STEP ONE: The Room
You decide the Room will be a guest room/study/library hybrid.
You decide this just before quarantines begin, so it was quite prescient of you.
Bask in the luxury of space after the muzh’s bachelor pad in a far trendier area.
Consider Anne Franking the closet.
Research bookshelves with swinging doors.
Abandon project.
We live in America.
(So what?)
We’re safe.
(For now.)
STEP TWO: The Bookshelves
You didn’t think it would be this difficult to find bookshelves.
Apparently, there are not many places to find bookshelves.
Try Home Depot, Office Depot, the Container Store, and places going out of business.
End up at IKEA despite your efforts.
Bring a former Soviet.
Walk around IKEA. Furrow your brow as you read about your options.
Watch your former Soviet knock on the BILLY’s sides and determine it is weak and insubstantial.
(Everyone you know uses the BILLY.
This fact changes nothing.)
Keep walking around IKEA until you become delirious.

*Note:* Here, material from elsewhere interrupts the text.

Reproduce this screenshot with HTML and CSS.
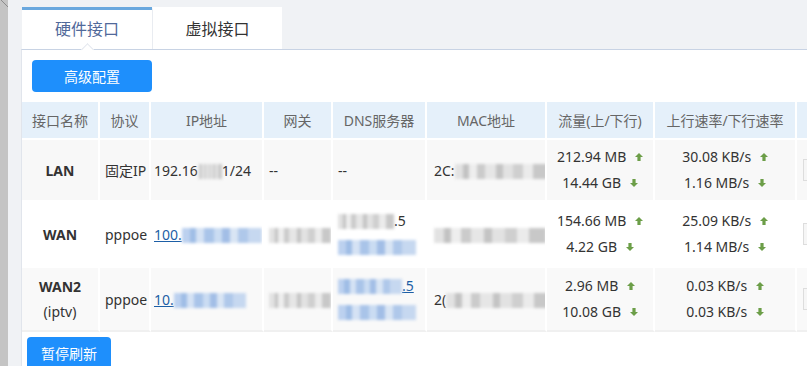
FILE: index.html
```html
<!DOCTYPE html>
<html lang="zh-CN">
<head>
  <meta charset="UTF-8">
  <title>接口状态</title>
  <link rel="stylesheet" href="styles.css">
</head>
<body>
<div class="page">
  <div class="edge">
    <svg width="8" height="10" viewBox="0 0 8 10"><path d="M1 0 L8 7" stroke="#8c8c8c" stroke-width="1"/></svg>
  </div>
  <div class="main">
    <div class="tabs">
      <div class="tab active">硬件接口</div>
      <div class="tab">虚拟接口</div>
    </div>

    <div class="card">
      <div class="toolbar">
        <button class="btn btn-wide">高级配置</button>
      </div>

      <table class="iface-table">
        <thead>
          <tr>
            <th class="c-name">接口名称</th>
            <th class="c-proto">协议</th>
            <th class="c-ip">IP地址</th>
            <th class="c-gw">网关</th>
            <th class="c-dns">DNS服务器</th>
            <th class="c-mac">MAC地址</th>
            <th class="c-flow">流量(上/下行)</th>
            <th class="c-rate">上行速率/下行速率</th>
            <th class="c-op"></th>
          </tr>
        </thead>
        <tbody>
          <tr class="row-lan">
            <td class="name"><b>LAN</b></td>
            <td>固定IP</td>
            <td class="ip">192.16<span class="mosaic gray w24"></span>1/24</td>
            <td>--</td>
            <td>--</td>
            <td class="mac">2C:<span class="mosaic gray w92"></span></td>
            <td class="center">
              <div class="line">212.94 MB <span class="arr up"><svg viewBox="0 0 8 8"><path d="M4 0 L8 4 H5.6 V8 H2.4 V4 H0 Z"/></svg></span></div>
              <div class="line">14.44 GB <span class="arr down"><svg viewBox="0 0 8 8"><path d="M4 8 L8 4 H5.6 V0 H2.4 V4 H0 Z"/></svg></span></div>
            </td>
            <td class="center">
              <div class="line">30.08 KB/s <span class="arr up"><svg viewBox="0 0 8 8"><path d="M4 0 L8 4 H5.6 V8 H2.4 V4 H0 Z"/></svg></span></div>
              <div class="line">1.16 MB/s <span class="arr down"><svg viewBox="0 0 8 8"><path d="M4 8 L8 4 H5.6 V0 H2.4 V4 H0 Z"/></svg></span></div>
            </td>
            <td><span class="op-box"></span></td>
          </tr>
          <tr class="row-wan">
            <td class="name"><b>WAN</b></td>
            <td>pppoe</td>
            <td class="ip"><a href="#">100.</a><span class="mosaic blue w80"></span></td>
            <td><span class="mosaic gray w62"></span></td>
            <td class="dns">
              <div class="line"><span class="mosaic gray w56"></span>.5</div>
              <div class="line"><a href="#"><span class="mosaic blue w78"></span></a></div>
            </td>
            <td class="mac"><span class="mosaic gray w112"></span></td>
            <td class="center">
              <div class="line">154.66 MB <span class="arr up"><svg viewBox="0 0 8 8"><path d="M4 0 L8 4 H5.6 V8 H2.4 V4 H0 Z"/></svg></span></div>
              <div class="line">4.22 GB <span class="arr down"><svg viewBox="0 0 8 8"><path d="M4 8 L8 4 H5.6 V0 H2.4 V4 H0 Z"/></svg></span></div>
            </td>
            <td class="center">
              <div class="line">25.09 KB/s <span class="arr up"><svg viewBox="0 0 8 8"><path d="M4 0 L8 4 H5.6 V8 H2.4 V4 H0 Z"/></svg></span></div>
              <div class="line">1.14 MB/s <span class="arr down"><svg viewBox="0 0 8 8"><path d="M4 8 L8 4 H5.6 V0 H2.4 V4 H0 Z"/></svg></span></div>
            </td>
            <td><span class="op-box"></span></td>
          </tr>
          <tr class="row-wan2">
            <td class="name"><b>WAN2</b><div class="sub">(iptv)</div></td>
            <td>pppoe</td>
            <td class="ip"><a href="#">10.</a><span class="mosaic blue w72"></span></td>
            <td><span class="mosaic gray w62"></span></td>
            <td class="dns">
              <div class="line"><a href="#"><span class="mosaic blue w64"></span>.5</a></div>
              <div class="line"><a href="#"><span class="mosaic blue w78"></span></a></div>
            </td>
            <td class="mac">2(<span class="mosaic gray w104"></span></td>
            <td class="center">
              <div class="line">2.96 MB <span class="arr up"><svg viewBox="0 0 8 8"><path d="M4 0 L8 4 H5.6 V8 H2.4 V4 H0 Z"/></svg></span></div>
              <div class="line">10.08 GB <span class="arr down"><svg viewBox="0 0 8 8"><path d="M4 8 L8 4 H5.6 V0 H2.4 V4 H0 Z"/></svg></span></div>
            </td>
            <td class="center">
              <div class="line">0.03 KB/s <span class="arr up"><svg viewBox="0 0 8 8"><path d="M4 0 L8 4 H5.6 V8 H2.4 V4 H0 Z"/></svg></span></div>
              <div class="line">0.03 KB/s <span class="arr down"><svg viewBox="0 0 8 8"><path d="M4 8 L8 4 H5.6 V0 H2.4 V4 H0 Z"/></svg></span></div>
            </td>
            <td><span class="op-box"></span></td>
          </tr>
        </tbody>
      </table>

      <div class="footer">
        <button class="btn">暂停刷新</button>
      </div>
    </div>
  </div>
</div>
</body>
</html>
```

FILE: styles.css
```css
html, body {
  margin: 0;
  height: 100%;
  overflow: hidden;
}
body {
  background: #f0f2f5;
  font-family: "Noto Sans", "Noto Sans CJK SC", sans-serif;
  font-size: 14px;
  color: #333;
}
.page {
  display: flex;
  height: 100%;
}
.edge {
  width: 8px;
  flex: none;
  background: #c4c4c4;
}
.edge svg {
  display: block;
}
.main {
  padding: 7px 0 0 13px;
  width: 960px;
  flex: none;
}

/* вкладки */
.tabs {
  display: flex;
  height: 42px;
}
.tab {
  position: relative;
  width: 130px;
  box-sizing: border-box;
  background: #fff;
  border-top: 3px solid #fff;
  font-size: 16px;
  line-height: 39px;
  text-align: center;
  color: #333;
}
.tab + .tab {
  border-left: 1px solid #e9ecf1;
}
.tab.active {
  border-top-color: #6aa8de;
  color: #51699a;
  margin-left: 1px;
}
.tab.active::after {
  content: "";
  position: absolute;
  left: 61px;
  bottom: -5px;
  width: 8px;
  height: 8px;
  background: #fff;
  border-top: 1px solid #e3e7ee;
  border-left: 1px solid #e3e7ee;
  transform: rotate(45deg);
}

.card {
  background: #fff;
  border-top: 1px solid #c8d3e4;
  border-left: 1px solid #e1e5ec;
  height: 400px;
}
.toolbar {
  padding: 10px 10px 10px;
}
.btn {
  height: 32px;
  padding: 0 14px;
  border: none;
  border-radius: 4px;
  background: #1e8ffc;
  color: #fff;
  font-family: inherit;
  font-size: 14px;
  cursor: pointer;
}
.btn-wide {
  width: 120px;
}

/* таблица интерфейсов */
.iface-table {
  border-collapse: separate;
  border-spacing: 0;
  table-layout: fixed;
  width: 877px;
}
.iface-table th,
.iface-table td {
  border-right: 2px solid #fff;
  border-bottom: 2px solid #fff;
  padding: 0 5px;
  white-space: nowrap;
  overflow: hidden;
}
.iface-table th {
  height: 36px;
  background: #e5f0fa;
  color: #666;
  font-weight: normal;
  text-align: center;
  padding: 0;
}
.c-name { width: 76px; }
.c-proto { width: 49px; }
.c-ip { width: 111px; }
.c-gw { width: 67px; }
.c-dns { width: 92px; }
.c-mac { width: 118px; }
.c-flow { width: 106px; }
.c-rate { width: 140px; }
.c-op { width: 100px; }

.row-lan td { height: 60px; background: #f8f8f8; }
.row-wan td { height: 64px; background: #fff; }
.row-wan2 td { height: 62px; background: #f9f9f9; border-bottom-color: #f0f0f0; }

.iface-table td.name {
  text-align: center;
  padding: 0;
}
.iface-table td.ip {
  padding-left: 3px;
}
.iface-table td.mac {
  padding-left: 7px;
}
.sub {
  margin-top: 6px;
}
.line {
  line-height: 26px;
}
.center {
  text-align: center;
}
a {
  color: #1d5fa6;
}

.arr {
  display: inline-block;
  margin-left: 5px;
  width: 8px;
  height: 8px;
  vertical-align: 1px;
}
.arr svg {
  display: block;
  width: 8px;
  height: 8px;
  fill: #6c9e48;
}

/* размытые данные */
.mosaic {
  display: inline-block;
  height: 15px;
  vertical-align: -3px;
  filter: blur(1.4px);
}
.mosaic.gray {
  background: linear-gradient(90deg, #e2e2e2 0 9%, #c2c2c2 9% 15%, #eeeeee 15% 24%, #cbcbcb 24% 33%, #e6e6e6 33% 45%, #c4c4c4 45% 52%, #e2e2e2 52% 63%, #cfcfcf 63% 74%, #ebebeb 74% 85%, #c8c8c8 85% 100%);
}
.mosaic.blue {
  background: linear-gradient(90deg, #bcd1ef 0 10%, #9fbde6 10% 18%, #d5e2f4 18% 28%, #a9c4e9 28% 40%, #cadcf2 40% 50%, #a2bee6 50% 60%, #d9e5f4 60% 70%, #afc8ea 70% 82%, #c6d8f0 82% 100%);
}
.w24 { width: 24px; }
.w56 { width: 56px; }
.w62 { width: 62px; }
.w64 { width: 64px; }
.w72 { width: 72px; }
.w78 { width: 78px; }
.w80 { width: 80px; }
.w92 { width: 92px; }
.w104 { width: 104px; }
.w112 { width: 112px; }

.op-box {
  display: inline-block;
  margin-left: 1px;
  width: 40px;
  height: 20px;
  border: 1px solid #ddd;
  background: #f6f6f6;
  vertical-align: middle;
}

.footer {
  padding: 5px 5px;
}
```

But try not to despair, because around the corner, waiting in a mock setup, is salvation:
The HAVSTA
This shelf withstands former Soviet inquiry. The shelf, fittingly, is made in Russia.
You place the order.
STEP THREE: Building
Via action, rational understanding dawns upon you regarding how long it takes to build an IKEA bookshelf.
Pay two handymen brothers to build the bookshelves.
STEP FOUR: The Books
Assemble your books.
Marvel at all the space you have to acquire more books.
Realize you have much less space than previously anticipated when your parents unceremoniously dump all of your childhood belongings on your doorstep.
Marvel at your beautiful library, curated over years and years of book loving.
STEP FIVE: Organizing
Decide to organize your books by size, since aesthetics have been on your mind.
Finish organizing by size.
Realize this is a terrible organizational system.
Try to redo it without redoing very much of it.
Balk when the muzh suggests that your section be designated as simply “Literature.”
As in: singular.
As in: no subgenres.
STEP SIX: Decor
Try to make your library look like a modern version of the ertswhile Adventurer’s Club in Downtown Disney.
Source props that fit this aesthetic.
Such as:
The life chest your father gifted you when you were 12 that’s filled with the weird shit you collected over the years, including a bunch of playbills, hundreds of movie ticket stubs, expired passports, dried corsages, old cameras, three graduation tassels and a lock of your own teenage hair.
A bust of Artemis from the super-religious charity warehouse where you used to volunteer (mostly so you could talk to the lovely ladies who laughed at all your jokes) that you took off their hands because they literally had no idea what to do with it.
A photograph of your grandfather’s family, who were killed in the Holocaust, including the woman for whom you’re named. Be filled with wonder anew that you somehow have the original photograph. (You learned from your father, you suppose, how to preserve the things that are most important.)
A vinyl Beatles record from your mother’s collection, acquired when you helped clean out her childhood home.
The Oxford English Dictionary, a gift from your parents for your Bat Mitzvah that is finally where it belongs.
A full set of Gemara, a gift from your parents to the muzh on the occasion of your wedding.
The humble beginnings of your book collection, so that one day your Writer’s Estate will have something impressively writerly to offer.
The even humbler beginnings of your own printed memorabilia shelf, so that your Writer’s Estate will also have something original to offer.
A streetlamp because you insisted.
Two statuettes from your days as a college radio DJ.
A LEGO Ship in a Bottle.
And a bed, which you fully intended to style to look like a couch, but lost steam after buying a headboard-pillow hybrid that is nonetheless very cozy on sunny afternoons.
STEP SEVEN:
Watch the tiny librarian who now runs your household periodically stop by to pull books off the lowest shelves. Be grateful that the tiny librarian is more interested in the muzh’s chess set than your hardcovers.